In Spain, which has the highest unemployment rate in the European Union at more than 21 percent and imposed stringent belt-tightening measures to avoid having to ask for a euro zone bailout, the number of people in homeless shelters increased 15.7 percent from 2008 to 2010, according to official data.
WAITING FOR BETTER TIMES
The issue is not just restricted to countries at the center of the euro zone's debt crisis.
The number of homeless families in Britain, which is not in the euro zone, rose by 10 percent to 44,160 households in the past year, the first increase since 2004.
The biggest issue in Britain, which embarked on austerity cuts last year, is the lack of affordable housing, a spokeswoman for homelessness charity Shelter said.
"More and more people are being priced out of home ownership and private rents are rising. The cuts to housing benefits are going to put a massive strain on people," she said.
A chronic housing shortage and high unemployment are also contributing to the problem in France -- listed by the Organization for Economic Cooperation and Development as the most generous welfare state in the world.
The managers of the Abbe Pierre Foundation and social section of the French Red Cross, two of the country's largest associations dealing with homelessness, said the number of homeless people had risen to 130,000-150,000 in early 2011 from just over 100,000 in 2008.
The Red Cross's Didier Piard said there had been a "drastic rise" since 2007 in three categories -- youths falling on hard times soon after leaving home, pensioners with dwindling buying power and asylum-seekers.
"Many of these are people who would never have been on our radar before, who worked continuously throughout their lives," he said. "For the pensioners, all of sudden they find themselves living on tiny amounts, unable to keep up with rising rents, bills and food payments."
Abbe Pierre's General Director, Patrick Doutreligne, said that cuts to social programs and funding for aid associations were pushing many lower- and middle-income people over the edge into poverty and intermittent homelessness.
"The most striking category of new homeless are pensioners. Just as all their expenses begin to rise, they are struck by a dramatic reduction in their buying power.
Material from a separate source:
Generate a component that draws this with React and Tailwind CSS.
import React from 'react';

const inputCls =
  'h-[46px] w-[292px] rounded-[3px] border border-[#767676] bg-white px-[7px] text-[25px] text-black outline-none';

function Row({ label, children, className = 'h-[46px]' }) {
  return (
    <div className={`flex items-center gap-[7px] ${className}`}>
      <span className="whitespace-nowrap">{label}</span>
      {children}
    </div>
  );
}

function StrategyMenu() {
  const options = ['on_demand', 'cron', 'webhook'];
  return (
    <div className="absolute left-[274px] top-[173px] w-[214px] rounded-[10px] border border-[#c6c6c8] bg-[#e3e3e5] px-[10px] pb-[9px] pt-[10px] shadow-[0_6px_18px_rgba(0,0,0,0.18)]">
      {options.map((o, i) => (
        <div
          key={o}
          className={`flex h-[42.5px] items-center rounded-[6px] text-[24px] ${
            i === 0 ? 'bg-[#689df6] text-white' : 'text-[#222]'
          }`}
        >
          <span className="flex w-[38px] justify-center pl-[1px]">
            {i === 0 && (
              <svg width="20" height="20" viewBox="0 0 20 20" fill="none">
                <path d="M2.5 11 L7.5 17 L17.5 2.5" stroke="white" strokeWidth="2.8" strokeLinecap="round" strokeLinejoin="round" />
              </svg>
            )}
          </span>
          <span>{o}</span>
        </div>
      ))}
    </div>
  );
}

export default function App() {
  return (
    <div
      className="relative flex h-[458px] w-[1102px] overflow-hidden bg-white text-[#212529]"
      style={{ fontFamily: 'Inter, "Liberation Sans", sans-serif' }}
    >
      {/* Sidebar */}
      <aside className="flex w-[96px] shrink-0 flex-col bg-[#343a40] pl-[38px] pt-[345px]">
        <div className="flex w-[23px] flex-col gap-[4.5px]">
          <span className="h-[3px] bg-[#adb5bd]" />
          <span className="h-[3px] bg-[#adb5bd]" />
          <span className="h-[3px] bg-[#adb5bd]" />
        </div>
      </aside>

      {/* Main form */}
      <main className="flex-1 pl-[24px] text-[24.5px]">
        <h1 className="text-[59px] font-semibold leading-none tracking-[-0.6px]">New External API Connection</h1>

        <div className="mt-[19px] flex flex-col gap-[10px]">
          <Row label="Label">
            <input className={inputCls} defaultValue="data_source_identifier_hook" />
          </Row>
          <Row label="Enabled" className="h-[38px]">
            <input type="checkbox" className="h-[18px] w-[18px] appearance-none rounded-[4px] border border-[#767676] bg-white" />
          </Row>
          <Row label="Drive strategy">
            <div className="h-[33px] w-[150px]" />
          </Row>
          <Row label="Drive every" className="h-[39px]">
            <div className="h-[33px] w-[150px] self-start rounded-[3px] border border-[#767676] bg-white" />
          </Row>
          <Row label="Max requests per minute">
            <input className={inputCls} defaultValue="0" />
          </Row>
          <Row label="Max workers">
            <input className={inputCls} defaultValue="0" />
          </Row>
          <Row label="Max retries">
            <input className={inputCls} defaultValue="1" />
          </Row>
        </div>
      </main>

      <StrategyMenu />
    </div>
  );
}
The result is that a shocking number have to appeal to social services and associations for help with food and housing."
Emergency funding is usually still available to help people get food and a place to sleep but longer-term plans to help reintegrate the homeless back into society have often been scrapped in the name of spending cuts, says FEANTSA's Krzystek.
"People might not be freezing on the street but they don't find permanent lodging either," she said.
"There is the thinking that the homeless are so far away from the mainstream labor market that ... (they) can wait for now in shelters and we'll see when better times come."
In Athens, Papadopoulos knows getting back on track will be tough but he knocks on doors and looks through the job advertisements in the newspaper every day, hoping for the best.
"My plans for a home and a family may have collapsed," he said. "But this is still my dream."